** TO DO **
Drop the images; return everything else in the listing below exactly.

# start of DATA PROVIDED

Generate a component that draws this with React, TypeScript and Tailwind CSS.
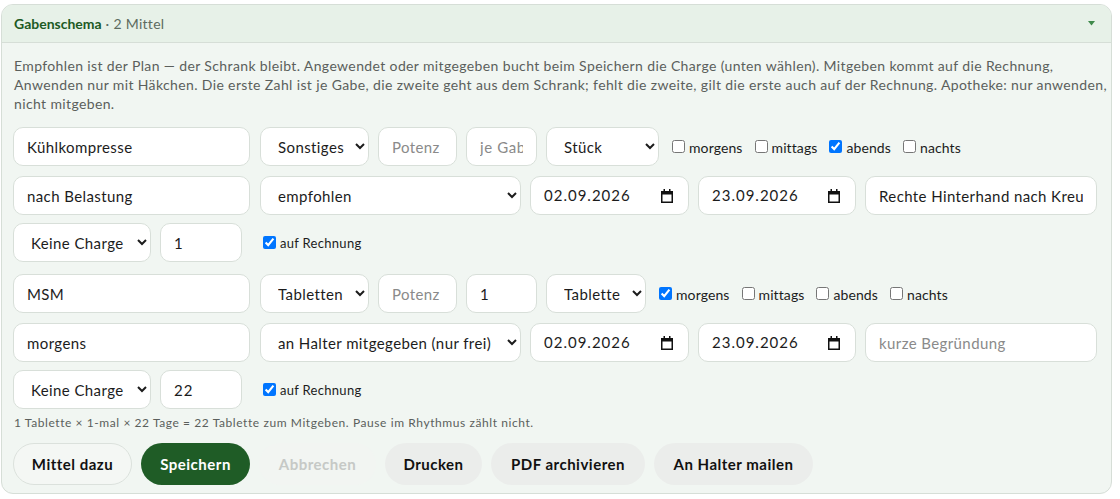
import React from "react";

const F = { fontFamily: "Lato, 'Noto Sans', sans-serif" };

function Cal() {
  return (
    <svg width="12" height="14" viewBox="0 0 12 14" className="shrink-0">
      <rect x="0.75" y="2.75" width="10.5" height="10.5" fill="none" stroke="#111" strokeWidth="1.5" />
      <rect x="0" y="2" width="12" height="3.5" fill="#111" />
      <rect x="2.5" y="0" width="1.5" height="3" fill="#111" />
      <rect x="8" y="0" width="1.5" height="3" fill="#111" />
    </svg>
  );
}

const inputCls =
  "h-[39px] rounded-[10px] border border-[#d8dfd9] bg-white px-[13px] text-[15px] tracking-[0.4px] text-[#1c1c1c] placeholder:text-[#8a8a8a] outline-none";
const numCls =
  "h-[39px] rounded-[10px] border border-[#d8dfd9] bg-white px-[13px] text-[15px] tracking-[1px] text-[#1c1c1c] placeholder:text-[#8a8a8a] placeholder:tracking-[0.6px] outline-none";
const selectCls =
  "h-[39px] rounded-[10px] border border-[#d8dfd9] bg-white pl-[13px] pr-[3px] text-[15px] tracking-[0.4px] text-[#1c1c1c] outline-none";

function DateBox({ value, w }: { value: string; w: string }) {
  return (
    <div className={`${w} h-[39px] rounded-[10px] border border-[#d8dfd9] bg-white pl-[13px] pr-[15px] flex items-center justify-between text-[15px] text-[#1c1c1c]`}>
      <span className="tracking-[1px]">{value}</span>
      <Cal />
    </div>
  );
}

function Check({ label, checked, small }: { label: string; checked?: boolean; small?: boolean }) {
  return (
    <label className="flex items-center gap-[4px]">
      <input type="checkbox" defaultChecked={checked} className="m-0 w-[13px] h-[13px]" />
      <span
        className={
          small
            ? "text-[13px] tracking-[0.3px] text-[#1c1c1c] mt-[2px]"
            : "text-[14px] tracking-[0.1px] text-[#1c1c1c] mt-[1px]"
        }
      >
        {label}
      </span>
    </label>
  );
}

function Med({
  name,
  form,
  dose,
  unit,
  unitW,
  checks,
  when,
  mode,
  from,
  to,
  reason,
  qty,
}: {
  name: string;
  form: string;
  dose: string;
  unit: string;
  unitW: string;
  checks: boolean[];
  when: string;
  mode: string;
  from: string;
  to: string;
  reason: string;
  qty: string;
}) {
  const labels = ["morgens", "mittags", "abends", "nachts"];
  return (
    <div>
      <div className="flex items-center">
        <input className={`${inputCls} w-[237px]`} defaultValue={name} />
        <select className={`${selectCls} w-[109px] ml-[10px]`} defaultValue={form}>
          <option>{form}</option>
        </select>
        <input className={`${inputCls} w-[79px] ml-[9px]`} placeholder="Potenz" />
        <input className={`${numCls} w-[71px] ml-[9px]`} placeholder="je Gabe" defaultValue={dose} />
        <select className={`${selectCls} ${unitW} ml-[9px]`} defaultValue={unit}>
          <option>{unit}</option>
        </select>
        <div className="flex items-center gap-[12px] ml-[13px]">
          {labels.map((l, i) => (
            <Check key={l} label={l} checked={checks[i]} />
          ))}
        </div>
      </div>
      <div className="flex items-center mt-[10px]">
        <input className={`${inputCls} w-[237px]`} defaultValue={when} />
        <select className={`${selectCls} w-[261px] ml-[10px]`} defaultValue={mode}>
          <option>{mode}</option>
        </select>
        <div className="ml-[9px]">
          <DateBox value={from} w="w-[159px]" />
        </div>
        <div className="ml-[9px]">
          <DateBox value={to} w="w-[158px]" />
        </div>
        <input
          className={`${inputCls} w-[232px] ml-[9px]`}
          placeholder="kurze Begründung"
          defaultValue={reason}
        />
      </div>
      <div className="flex items-center mt-[8px]">
        <select className={`${selectCls} w-[138px]`} defaultValue="Keine Charge">
          <option>Keine Charge</option>
        </select>
        <input className={`${numCls} w-[82px] ml-[9px]`} defaultValue={qty} />
        <div className="ml-[21px]">
          <Check label="auf Rechnung" checked small />
        </div>
      </div>
    </div>
  );
}

const btn = "h-[42px] rounded-full text-[15px] font-bold tracking-[0.5px]";

export default function App() {
  return (
    <div className="min-h-[499px] bg-white pt-[4px] pl-[1px]" style={F}>
      <div className="w-[1111px] rounded-[12px] border border-[#d6ded7] bg-[#f1f6f2] overflow-hidden">
        <div className="h-[38px] flex items-center justify-between pl-[12px] pr-[16px] bg-[#e7f1e8] border-b border-[#d6ded7]">
          <div className="text-[14px]">
            <span className="font-bold text-[#1d5a24]">Gabenschema</span>
            <span className="text-[#5d6b60] tracking-[0.3px]"> · 2 Mittel</span>
          </div>
          <svg width="7" height="5" viewBox="0 0 7 5">
            <path d="M0 0 H7 L3.5 4.5 Z" fill="#3f8a4b" />
          </svg>
        </div>
        <div className="px-[11px] pt-[13px] pb-[8px]">
          <div className="text-[14px] leading-[19px] tracking-[0.37px] text-[#5b5f5c] pl-[1px]">
            <p className="whitespace-nowrap">
              Empfohlen ist der Plan — der Schrank bleibt. Angewendet oder mitgegeben bucht beim Speichern die Charge (unten wählen). Mitgeben kommt auf die Rechnung,
            </p>
            <p className="whitespace-nowrap">
              Anwenden nur mit Häkchen. Die erste Zahl ist je Gabe, die zweite geht aus dem Schrank; fehlt die zweite, gilt die erste auch auf der Rechnung. Apotheke: nur anwenden,
            </p>
            <p className="whitespace-nowrap">nicht mitgeben.</p>
          </div>
          <div className="mt-[14px]">
            <Med
              name="Kühlkompresse"
              form="Sonstiges"
              dose=""
              unit="Stück"
              unitW="w-[113px]"
              checks={[false, false, true, false]}
              when="nach Belastung"
              mode="empfohlen"
              from="02.09.2026"
              to="23.09.2026"
              reason="Rechte Hinterhand nach Kreuzverschlag"
              qty="1"
            />
          </div>
          <div className="mt-[12px]">
            <Med
              name="MSM"
              form="Tabletten"
              dose="1"
              unit="Tablette"
              unitW="w-[100px]"
              checks={[true, false, false, false]}
              when="morgens"
              mode="an Halter mitgegeben (nur frei)"
              from="02.09.2026"
              to="23.09.2026"
              reason=""
              qty="22"
            />
          </div>
          <p className="mt-[6px] text-[12px] leading-[16px] tracking-[0.58px] text-[#5b5f5c] pl-[1px] whitespace-nowrap">
            1 Tablette × 1-mal × 22 Tage = 22 Tablette zum Mitgeben. Pause im Rhythmus zählt nicht.
          </p>
          <div className="mt-[12px] flex items-center gap-[9px]">
            <button className={`${btn} w-[119px] border border-[#dbe1dc] bg-[#f4f7f4] text-[#111]`}>
              Mittel dazu
            </button>
            <button className={`${btn} w-[109px] bg-[#1f5c26] text-white`}>Speichern</button>
            <button className={`${btn} w-[117px] bg-[#f2f5f2] text-[#c6c9c6]`}>Abbrechen</button>
            <button className={`${btn} w-[97px] bg-[#ebedeb] text-[#111]`}>Drucken</button>
            <button className={`${btn} w-[154px] bg-[#ebedeb] text-[#111]`}>PDF archivieren</button>
            <button className={`${btn} w-[159px] bg-[#ebedeb] text-[#111]`}>An Halter mailen</button>
          </div>
        </div>
      </div>
    </div>
  );
}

# end of DATA PROVIDED

** ANSWER BELOW **
Generate a component that draws this with React, TypeScript and Tailwind CSS.
import React from "react";

const F = { fontFamily: "Lato, 'Noto Sans', sans-serif" };

function Cal() {
  return (
    <svg width="12" height="14" viewBox="0 0 12 14" className="shrink-0">
      <rect x="0.75" y="2.75" width="10.5" height="10.5" fill="none" stroke="#111" strokeWidth="1.5" />
      <rect x="0" y="2" width="12" height="3.5" fill="#111" />
      <rect x="2.5" y="0" width="1.5" height="3" fill="#111" />
      <rect x="8" y="0" width="1.5" height="3" fill="#111" />
    </svg>
  );
}

const inputCls =
  "h-[39px] rounded-[10px] border border-[#d8dfd9] bg-white px-[13px] text-[15px] tracking-[0.4px] text-[#1c1c1c] placeholder:text-[#8a8a8a] outline-none";
const numCls =
  "h-[39px] rounded-[10px] border border-[#d8dfd9] bg-white px-[13px] text-[15px] tracking-[1px] text-[#1c1c1c] placeholder:text-[#8a8a8a] placeholder:tracking-[0.6px] outline-none";
const selectCls =
  "h-[39px] rounded-[10px] border border-[#d8dfd9] bg-white pl-[13px] pr-[3px] text-[15px] tracking-[0.4px] text-[#1c1c1c] outline-none";

function DateBox({ value, w }: { value: string; w: string }) {
  return (
    <div className={`${w} h-[39px] rounded-[10px] border border-[#d8dfd9] bg-white pl-[13px] pr-[15px] flex items-center justify-between text-[15px] text-[#1c1c1c]`}>
      <span className="tracking-[1px]">{value}</span>
      <Cal />
    </div>
  );
}

function Check({ label, checked, small }: { label: string; checked?: boolean; small?: boolean }) {
  return (
    <label className="flex items-center gap-[4px]">
      <input type="checkbox" defaultChecked={checked} className="m-0 w-[13px] h-[13px]" />
      <span
        className={
          small
            ? "text-[13px] tracking-[0.3px] text-[#1c1c1c] mt-[2px]"
            : "text-[14px] tracking-[0.1px] text-[#1c1c1c] mt-[1px]"
        }
      >
        {label}
      </span>
    </label>
  );
}

function Med({
  name,
  form,
  dose,
  unit,
  unitW,
  checks,
  when,
  mode,
  from,
  to,
  reason,
  qty,
}: {
  name: string;
  form: string;
  dose: string;
  unit: string;
  unitW: string;
  checks: boolean[];
  when: string;
  mode: string;
  from: string;
  to: string;
  reason: string;
  qty: string;
}) {
  const labels = ["morgens", "mittags", "abends", "nachts"];
  return (
    <div>
      <div className="flex items-center">
        <input className={`${inputCls} w-[237px]`} defaultValue={name} />
        <select className={`${selectCls} w-[109px] ml-[10px]`} defaultValue={form}>
          <option>{form}</option>
        </select>
        <input className={`${inputCls} w-[79px] ml-[9px]`} placeholder="Potenz" />
        <input className={`${numCls} w-[71px] ml-[9px]`} placeholder="je Gabe" defaultValue={dose} />
        <select className={`${selectCls} ${unitW} ml-[9px]`} defaultValue={unit}>
          <option>{unit}</option>
        </select>
        <div className="flex items-center gap-[12px] ml-[13px]">
          {labels.map((l, i) => (
            <Check key={l} label={l} checked={checks[i]} />
          ))}
        </div>
      </div>
      <div className="flex items-center mt-[10px]">
        <input className={`${inputCls} w-[237px]`} defaultValue={when} />
        <select className={`${selectCls} w-[261px] ml-[10px]`} defaultValue={mode}>
          <option>{mode}</option>
        </select>
        <div className="ml-[9px]">
          <DateBox value={from} w="w-[159px]" />
        </div>
        <div className="ml-[9px]">
          <DateBox value={to} w="w-[158px]" />
        </div>
        <input
          className={`${inputCls} w-[232px] ml-[9px]`}
          placeholder="kurze Begründung"
          defaultValue={reason}
        />
      </div>
      <div className="flex items-center mt-[8px]">
        <select className={`${selectCls} w-[138px]`} defaultValue="Keine Charge">
          <option>Keine Charge</option>
        </select>
        <input className={`${numCls} w-[82px] ml-[9px]`} defaultValue={qty} />
        <div className="ml-[21px]">
          <Check label="auf Rechnung" checked small />
        </div>
      </div>
    </div>
  );
}

const btn = "h-[42px] rounded-full text-[15px] font-bold tracking-[0.5px]";

export default function App() {
  return (
    <div className="min-h-[499px] bg-white pt-[4px] pl-[1px]" style={F}>
      <div className="w-[1111px] rounded-[12px] border border-[#d6ded7] bg-[#f1f6f2] overflow-hidden">
        <div className="h-[38px] flex items-center justify-between pl-[12px] pr-[16px] bg-[#e7f1e8] border-b border-[#d6ded7]">
          <div className="text-[14px]">
            <span className="font-bold text-[#1d5a24]">Gabenschema</span>
            <span className="text-[#5d6b60] tracking-[0.3px]"> · 2 Mittel</span>
          </div>
          <svg width="7" height="5" viewBox="0 0 7 5">
            <path d="M0 0 H7 L3.5 4.5 Z" fill="#3f8a4b" />
          </svg>
        </div>
        <div className="px-[11px] pt-[13px] pb-[8px]">
          <div className="text-[14px] leading-[19px] tracking-[0.37px] text-[#5b5f5c] pl-[1px]">
            <p className="whitespace-nowrap">
              Empfohlen ist der Plan — der Schrank bleibt. Angewendet oder mitgegeben bucht beim Speichern die Charge (unten wählen). Mitgeben kommt auf die Rechnung,
            </p>
            <p className="whitespace-nowrap">
              Anwenden nur mit Häkchen. Die erste Zahl ist je Gabe, die zweite geht aus dem Schrank; fehlt die zweite, gilt die erste auch auf der Rechnung. Apotheke: nur anwenden,
            </p>
            <p className="whitespace-nowrap">nicht mitgeben.</p>
          </div>
          <div className="mt-[14px]">
            <Med
              name="Kühlkompresse"
              form="Sonstiges"
              dose=""
              unit="Stück"
              unitW="w-[113px]"
              checks={[false, false, true, false]}
              when="nach Belastung"
              mode="empfohlen"
              from="02.09.2026"
              to="23.09.2026"
              reason="Rechte Hinterhand nach Kreuzverschlag"
              qty="1"
            />
          </div>
          <div className="mt-[12px]">
            <Med
              name="MSM"
              form="Tabletten"
              dose="1"
              unit="Tablette"
              unitW="w-[100px]"
              checks={[true, false, false, false]}
              when="morgens"
              mode="an Halter mitgegeben (nur frei)"
              from="02.09.2026"
              to="23.09.2026"
              reason=""
              qty="22"
            />
          </div>
          <p className="mt-[6px] text-[12px] leading-[16px] tracking-[0.58px] text-[#5b5f5c] pl-[1px] whitespace-nowrap">
            1 Tablette × 1-mal × 22 Tage = 22 Tablette zum Mitgeben. Pause im Rhythmus zählt nicht.
          </p>
          <div className="mt-[12px] flex items-center gap-[9px]">
            <button className={`${btn} w-[119px] border border-[#dbe1dc] bg-[#f4f7f4] text-[#111]`}>
              Mittel dazu
            </button>
            <button className={`${btn} w-[109px] bg-[#1f5c26] text-white`}>Speichern</button>
            <button className={`${btn} w-[117px] bg-[#f2f5f2] text-[#c6c9c6]`}>Abbrechen</button>
            <button className={`${btn} w-[97px] bg-[#ebedeb] text-[#111]`}>Drucken</button>
            <button className={`${btn} w-[154px] bg-[#ebedeb] text-[#111]`}>PDF archivieren</button>
            <button className={`${btn} w-[159px] bg-[#ebedeb] text-[#111]`}>An Halter mailen</button>
          </div>
        </div>
      </div>
    </div>
  );
}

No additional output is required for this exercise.